Here's a link to my Flickr page where I compare the 18-200 with several other lenses I own. You can do your own tests and see how well yours stacks up to mine. At this focal length and aperture, this lens compares quite well to my 70-200, which cost around $2K at the time I bought it. Naturally the 70-200 is going to be able to do things this lens can't, but it just shows how well the lens performs at its optimum settings.
The 55-200 also does quite well and it's a kit lens. These pictures are cropped, so don't try to match the framing. The focus distance was around 10-15' IIRC.
http://www.flickr.com/photos/62788945@N08/sets/72157626572470855/detail/
justiceischeap
(14,040 posts)Probably be helpful to know that when I set-up the tests to make sure we're comparing the same lens. Mine is the first version. I believe I'd read that the first was sharper than the second and that's why I hunted it out.
Edited to add:
Thanks for the info on how to test the lens and letting me know its "sweet spot" for testing.
Major Nikon
(36,827 posts)Optically I don't think there's any difference between the 1st and 2nd version. Both have 16 elements in 12 groups. Both have identical MTF curves. The differences are mainly in the electronics and the addition of a few features.
justiceischeap
(14,040 posts)I took this today on top of the local parking garage (I wanted to see how wide "wide" is).
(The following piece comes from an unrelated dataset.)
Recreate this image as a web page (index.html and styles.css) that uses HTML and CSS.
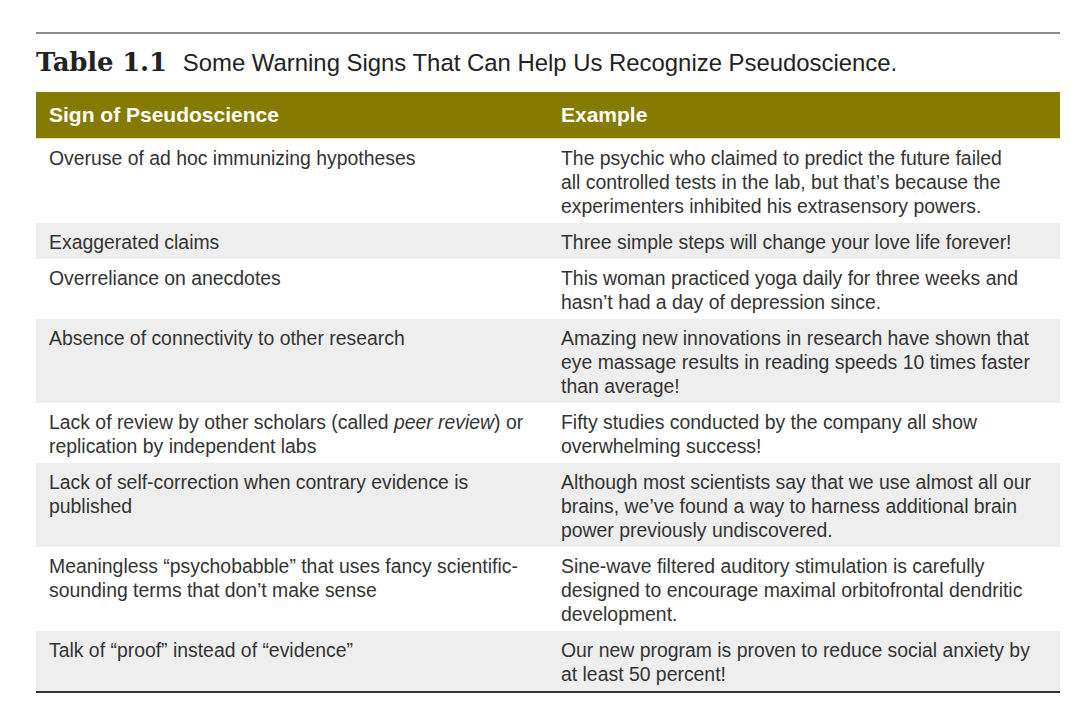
FILE: index.html
```html
<!DOCTYPE html>
<html>
<head>
<meta charset="utf-8">
<link rel="stylesheet" href="styles.css">
</head>
<body>
<div class="page">
  <div class="title">
    <span class="tnum">Table 1.1</span>
    <span class="tcap">Some Warning Signs That Can Help Us Recognize Pseudoscience.</span>
  </div>
  <div class="table">
    <div class="row head">
      <div class="cell">Sign of Pseudoscience</div>
      <div class="cell">Example</div>
    </div>
    <div class="row">
      <div class="cell">Overuse of ad hoc immunizing hypotheses</div>
      <div class="cell">The psychic who claimed to predict the future failed<br>all controlled tests in the lab, but that’s because the<br>experimenters inhibited his extrasensory powers.</div>
    </div>
    <div class="row alt">
      <div class="cell">Exaggerated claims</div>
      <div class="cell">Three simple steps will change your love life forever!</div>
    </div>
    <div class="row">
      <div class="cell">Overreliance on anecdotes</div>
      <div class="cell">This woman practiced yoga daily for three weeks and<br>hasn’t had a day of depression since.</div>
    </div>
    <div class="row alt">
      <div class="cell">Absence of connectivity to other research</div>
      <div class="cell">Amazing new innovations in research have shown that<br>eye massage results in reading speeds 10 times faster<br>than average!</div>
    </div>
    <div class="row">
      <div class="cell">Lack of review by other scholars (called <i>peer review</i>) or<br>replication by independent labs</div>
      <div class="cell">Fifty studies conducted by the company all show<br>overwhelming success!</div>
    </div>
    <div class="row alt">
      <div class="cell">Lack of self-correction when contrary evidence is<br>published</div>
      <div class="cell">Although most scientists say that we use almost all our<br>brains, we’ve found a way to harness additional brain<br>power previously undiscovered.</div>
    </div>
    <div class="row">
      <div class="cell">Meaningless “psychobabble” that uses fancy scientific-<br>sounding terms that don’t make sense</div>
      <div class="cell">Sine-wave filtered auditory stimulation is carefully<br>designed to encourage maximal orbitofrontal dendritic<br>development.</div>
    </div>
    <div class="row alt last">
      <div class="cell">Talk of “proof” instead of “evidence”</div>
      <div class="cell">Our new program is proven to reduce social anxiety by<br>at least 50 percent!</div>
    </div>
  </div>
</div>
</body>
</html>
```

FILE: styles.css
```css
html, body {
  margin: 0;
  padding: 0;
  background: #ffffff;
}
.page {
  width: 1024px;
  margin-left: 36px;
  padding-top: 32px;
  font-family: "Liberation Sans", Arial, sans-serif;
  color: #333333;
}
.title {
  border-top: 2px solid #8c8c8c;
  height: 60px;
  box-sizing: border-box;
  display: flex;
  align-items: baseline;
  padding-top: 13px;
  white-space: nowrap;
}
.tnum {
  font-family: "DejaVu Serif", "Liberation Serif", serif;
  font-size: 26px;
  font-weight: bold;
  color: #222222;
  margin-right: 16px;
  letter-spacing: -0.2px;
}
.tcap {
  font-size: 23.9px;
  color: #222222;
}
.table {
  border-bottom: 2px solid #333333;
}
.row {
  display: grid;
  grid-template-columns: 512px 512px;
  font-size: 19.4px;
  line-height: 24px;
}
.row .cell {
  padding: 7px 13px 5px;
  white-space: nowrap;
}
.row.alt {
  background: #eeeeee;
}
.row.head {
  background: #857b00;
  color: #ffffff;
  font-weight: bold;
  font-size: 21px;
  height: 47px;
  box-sizing: border-box;
  align-items: center;
  border-bottom: 1px solid #e6dfa6;
}
.row.head .cell {
  padding-top: 0;
  padding-bottom: 0;
}
```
I was pretty much shooting into the sun, had my lens hood on and this is the result.
Obviously it's blown out where the sun is but I'm not seeing any residual ghosting or flares. I have a skylight filter on it that the camera shop included when they shipped it, don't know if that and the combo of the lens hood saved me or not.
Major Nikon
(36,827 posts)It's just something to keep in mind because you will run into situations where it's going to happen. Filters may actually exacerbate the problem depending on which filter you're using and in what situation, but keep in mind that these effects can also be used creatively so they aren't always a bad thing.